Between the extremes of the brown pakeha and the white Maori the people who are of two races move and vary, graduate and mutate. They do not fit easily into categories, nor, indeed, should they. They are the half-castes, the quarter-castes, the three-quarter Maoris who are an integral part of our New Zealand population and whose contribution to the New Zealand way of life is not an insignificant one.
How best can such a contribution be made? In what sphere of activity today can the talents and characteristics of the Maori race be best applied?
The answer can only be in general terms. It is the answer also to the same question if it be applied to full Maoris as well as to those of part blood. The contribution, however small, will be made best if it is whole-hearted, and it can be made in any sphere of activity.

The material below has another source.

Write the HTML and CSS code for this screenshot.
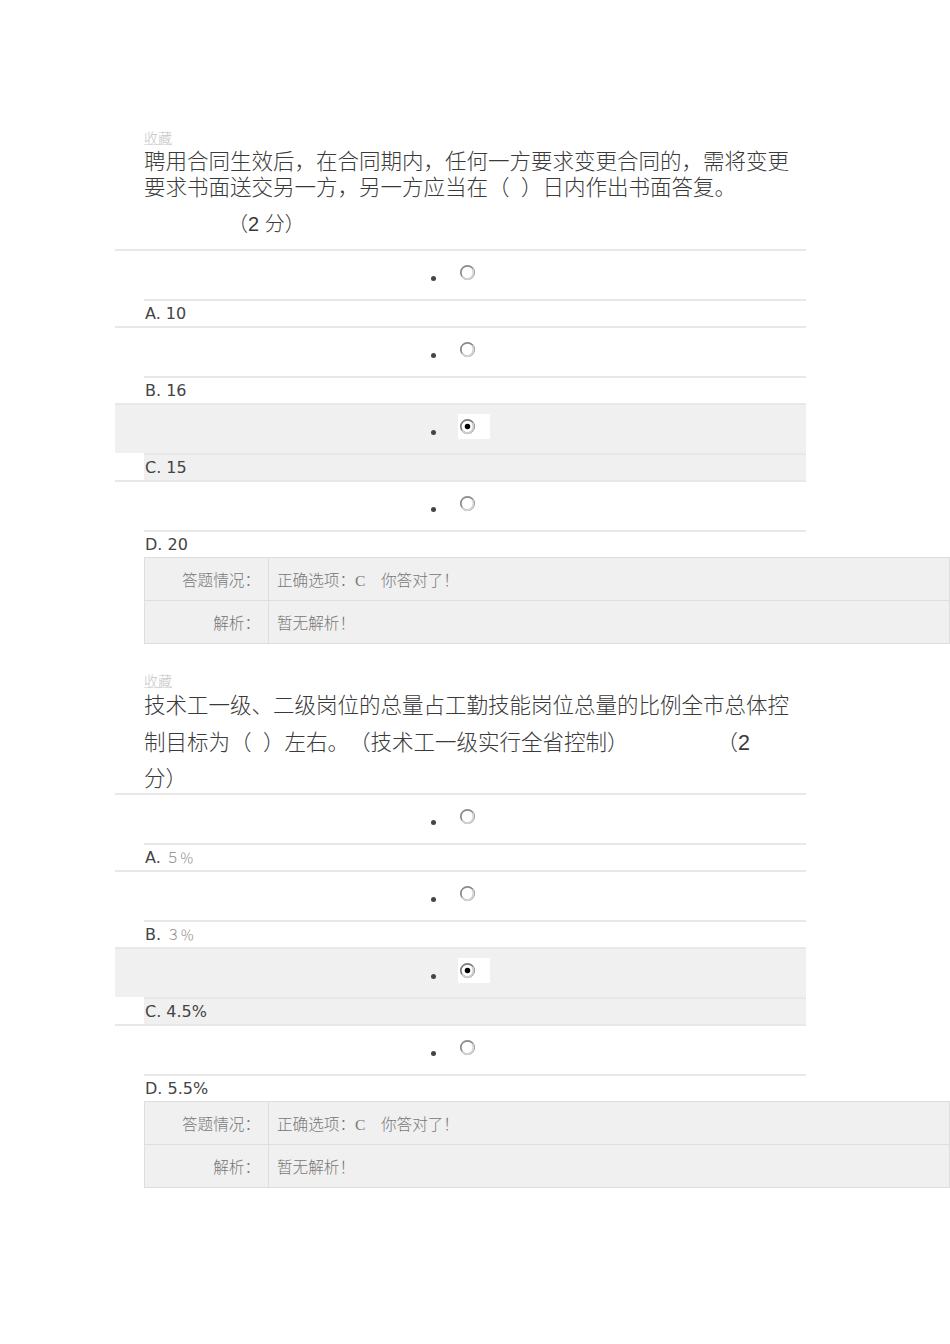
FILE: index.html
```html
<!DOCTYPE html>
<html lang="zh-CN">
<head>
<meta charset="utf-8">
<title>答题</title>
<link rel="stylesheet" href="styles.css">
</head>
<body>
<div class="page">

  <section class="question first">
    <a class="fav">收藏</a>
    <div class="q-text q1">聘用合同生效后，在合同期内，任何一方要求变更合同的，需将变更<br>要求书面送交另一方，另一方应当在（ ）日内作出书面答复。</div>
    <div class="score">（2 分）</div>

    <div class="option">
      <div class="choice"><span class="bullet"></span><span class="radio-box"><svg class="radio" width="17" height="17" viewBox="0 0 16 16"><circle cx="8" cy="8" r="6.3" fill="#fff" stroke="#8a8a8a" stroke-width="1.6"/><path d="M12.5 4.5 A6.3 6.3 0 0 1 8 14.3 A6.3 6.3 0 0 1 3 11.8" fill="none" stroke="#d4d4d4" stroke-width="1.8"/></svg></span></div>
      <div class="label">A. 10</div>
    </div>
    <div class="option">
      <div class="choice"><span class="bullet"></span><span class="radio-box"><svg class="radio" width="17" height="17" viewBox="0 0 16 16"><circle cx="8" cy="8" r="6.3" fill="#fff" stroke="#8a8a8a" stroke-width="1.6"/><path d="M12.5 4.5 A6.3 6.3 0 0 1 8 14.3 A6.3 6.3 0 0 1 3 11.8" fill="none" stroke="#d4d4d4" stroke-width="1.8"/></svg></span></div>
      <div class="label">B. 16</div>
    </div>
    <div class="option selected">
      <div class="choice"><span class="bullet"></span><span class="radio-box"><svg class="radio" width="17" height="17" viewBox="0 0 16 16"><circle cx="8" cy="8" r="6.3" fill="#fff" stroke="#7a7a7a" stroke-width="1.6"/><path d="M12.5 4.5 A6.3 6.3 0 0 1 8 14.3 A6.3 6.3 0 0 1 3 11.8" fill="none" stroke="#cfcfcf" stroke-width="1.8"/><circle cx="8" cy="8" r="2.6" fill="#000"/></svg></span></div>
      <div class="label">C. 15</div>
    </div>
    <div class="option">
      <div class="choice"><span class="bullet"></span><span class="radio-box"><svg class="radio" width="17" height="17" viewBox="0 0 16 16"><circle cx="8" cy="8" r="6.3" fill="#fff" stroke="#8a8a8a" stroke-width="1.6"/><path d="M12.5 4.5 A6.3 6.3 0 0 1 8 14.3 A6.3 6.3 0 0 1 3 11.8" fill="none" stroke="#d4d4d4" stroke-width="1.8"/></svg></span></div>
      <div class="label">D. 20</div>
    </div>

    <table class="result">
      <tr><td class="k">答题情况：</td><td class="v">正确选项：C　你答对了！</td></tr>
      <tr><td class="k">解析：</td><td class="v">暂无解析！</td></tr>
    </table>
  </section>

  <section class="question second">
    <a class="fav">收藏</a>
    <div class="q-text q2">
      <div class="line">技术工一级、二级岗位的总量占工勤技能岗位总量的比例全市总体控</div>
      <div class="line split"><span>制目标为（ ）左右。（技术工一级实行全省控制）</span><span>（2</span></div>
      <div class="line">分）</div>
    </div>

    <div class="option">
      <div class="choice"><span class="bullet"></span><span class="radio-box"><svg class="radio" width="17" height="17" viewBox="0 0 16 16"><circle cx="8" cy="8" r="6.3" fill="#fff" stroke="#8a8a8a" stroke-width="1.6"/><path d="M12.5 4.5 A6.3 6.3 0 0 1 8 14.3 A6.3 6.3 0 0 1 3 11.8" fill="none" stroke="#d4d4d4" stroke-width="1.8"/></svg></span></div>
      <div class="label">A. <span class="fw">５％</span></div>
    </div>
    <div class="option">
      <div class="choice"><span class="bullet"></span><span class="radio-box"><svg class="radio" width="17" height="17" viewBox="0 0 16 16"><circle cx="8" cy="8" r="6.3" fill="#fff" stroke="#8a8a8a" stroke-width="1.6"/><path d="M12.5 4.5 A6.3 6.3 0 0 1 8 14.3 A6.3 6.3 0 0 1 3 11.8" fill="none" stroke="#d4d4d4" stroke-width="1.8"/></svg></span></div>
      <div class="label">B. <span class="fw">３％</span></div>
    </div>
    <div class="option selected">
      <div class="choice"><span class="bullet"></span><span class="radio-box"><svg class="radio" width="17" height="17" viewBox="0 0 16 16"><circle cx="8" cy="8" r="6.3" fill="#fff" stroke="#7a7a7a" stroke-width="1.6"/><path d="M12.5 4.5 A6.3 6.3 0 0 1 8 14.3 A6.3 6.3 0 0 1 3 11.8" fill="none" stroke="#cfcfcf" stroke-width="1.8"/><circle cx="8" cy="8" r="2.6" fill="#000"/></svg></span></div>
      <div class="label">C. 4.5%</div>
    </div>
    <div class="option">
      <div class="choice"><span class="bullet"></span><span class="radio-box"><svg class="radio" width="17" height="17" viewBox="0 0 16 16"><circle cx="8" cy="8" r="6.3" fill="#fff" stroke="#8a8a8a" stroke-width="1.6"/><path d="M12.5 4.5 A6.3 6.3 0 0 1 8 14.3 A6.3 6.3 0 0 1 3 11.8" fill="none" stroke="#d4d4d4" stroke-width="1.8"/></svg></span></div>
      <div class="label">D. 5.5%</div>
    </div>

    <table class="result">
      <tr><td class="k">答题情况：</td><td class="v">正确选项：C　你答对了！</td></tr>
      <tr><td class="k">解析：</td><td class="v">暂无解析！</td></tr>
    </table>
  </section>

</div>
</body>
</html>
```

FILE: styles.css
```css
html, body {
  margin: 0;
  padding: 0;
  background: #fff;
}

body {
  font-family: "Noto Sans CJK SC", sans-serif;
  color: #333;
  text-spacing-trim: space-all;
}

.page {
  margin-left: 115px;
  width: 691px;
}

.question.first {
  padding-top: 129px;
}

.question.second {
  margin-top: 28px;
}

.fav {
  display: block;
  margin-left: 29px;
  font-size: 14px;
  line-height: 16px;
  height: 16px;
  color: #c4c4c4;
  text-decoration: underline;
  text-decoration-color: #e2e2e2;
  font-weight: 300;
}

.q-text {
  margin-left: 29px;
  font-family: "Liberation Serif", "Noto Sans CJK SC", serif;
  font-size: 21.5px;
  color: #3a3a3a;
  white-space: nowrap;
  font-weight: 300;
  word-spacing: 6px;
}

.q1 {
  margin-top: 4px;
  line-height: 26px;
}

.score {
  margin: 10px 0 12px 29px;
  padding-left: 84px;
  font-family: "Liberation Sans", "Noto Sans CJK SC", sans-serif;
  font-size: 20px;
  line-height: 26px;
  color: #3a3a3a;
  font-weight: 300;
}

.q2 {
  height: 105px;
  line-height: 36.5px;
}

.q2 .line.split {
  display: flex;
  justify-content: space-between;
  width: 606px;
}

.q2 .line.split span:last-child {
  font-family: "Liberation Sans", "Noto Sans CJK SC", sans-serif;
}

.option {
  border-top: 2px solid #e8e8e8;
}

.choice {
  height: 48px;
  display: flex;
  justify-content: center;
}

.bullet {
  width: 5px;
  height: 5px;
  border-radius: 50%;
  background: #444;
  margin-top: 25px;
  margin-right: 22px;
}

.radio-box {
  width: 32px;
  height: 25px;
  margin-top: 9px;
  display: flex;
  align-items: center;
}

.radio {
  display: block;
  margin-left: 1px;
}

.label {
  margin-left: 29px;
  border-top: 2px solid #e8e8e8;
  height: 25px;
  line-height: 25px;
  padding-left: 1px;
  font-family: "DejaVu Sans", sans-serif;
  font-size: 16px;
  color: #444;
}

.label .fw {
  font-family: "Noto Sans CJK SC", sans-serif;
  font-size: 14px;
  font-weight: 300;
  color: #888;
}

.option.selected .choice,
.option.selected .label {
  background: #f0f0f0;
}

.option.selected .radio-box {
  background: #fff;
}

.result {
  margin-left: 29px;
  width: 806px;
  border-collapse: collapse;
  background: #f0f0f0;
  font-family: "Liberation Serif", "Noto Sans CJK SC", serif;
  font-size: 15.6px;
  font-weight: 300;
  color: #777;
}

.result td {
  border: 1px solid #dedede;
  height: 43px;
  padding: 0;
  box-sizing: border-box;
}

.result td.k {
  width: 124px;
  text-align: right;
  padding-right: 8px;
}

.result td.v {
  padding-left: 8px;
}
```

Maoris, be they of full blood or part, are a minority people who must accept the fact that they live with the spotlight of public opinion blazing down upon them. By our very colour, our names, the shape of our noses even, we are identified as being different. It is all very well to ask for the same treatment as would be accorded an alien of some European race, but who can easily detect the Greek from the Hungarian or the Hungarian from the dark Cornishman? They all merge into the European pattern whereas we are readily identified for what we are. There is nothing wrong with this. We cannot change it. No one blames us for it. But let us clearly recognise it and the difficulties attached to it. And the greatest difficulty of belonging to a class which is, on the surface at least, different from others is that the action of one member brings praise or blame upon the others, regardless of the justice of such a judgment.
Thus when a Maori succeeds in some task or vocation, he becomes a spearhead for the advancement of others of his race. When he fails he erects a barrier against the progress of others of his race.
The task then is clearly and beyond argument to carry out everything, however humble, as well
as it can possibly be done with the sure knowledge that not only will one be judged on the performance, but many.
When a Maori gets into trouble all too often his race is named directly and blamed indirectly for the misdemeanour. But the converse is equally true. We can make the most of our identity for the benefit of all. This is what we want to hear more of:—
“I had a Maori nurse to care for me when I was ill and she was wonderful …”
“The children love their Maori school teacher …”
“I don't know what the council would do without that splendid gang of Maoris …”
We, the heirs of both races, have a special task in this matter. The pakeha will look on us as Maoris and will judge those of full blood on our acts just as much as he will on theirs. But we, with our inherited and acquired knowledge of the European way of life—indeed for many of us it is the only way of life we know—are pro-consuls extraordinary for all the rest.
Thus by our very birth we have inherited that which is both heavy burden and inestimable privilege.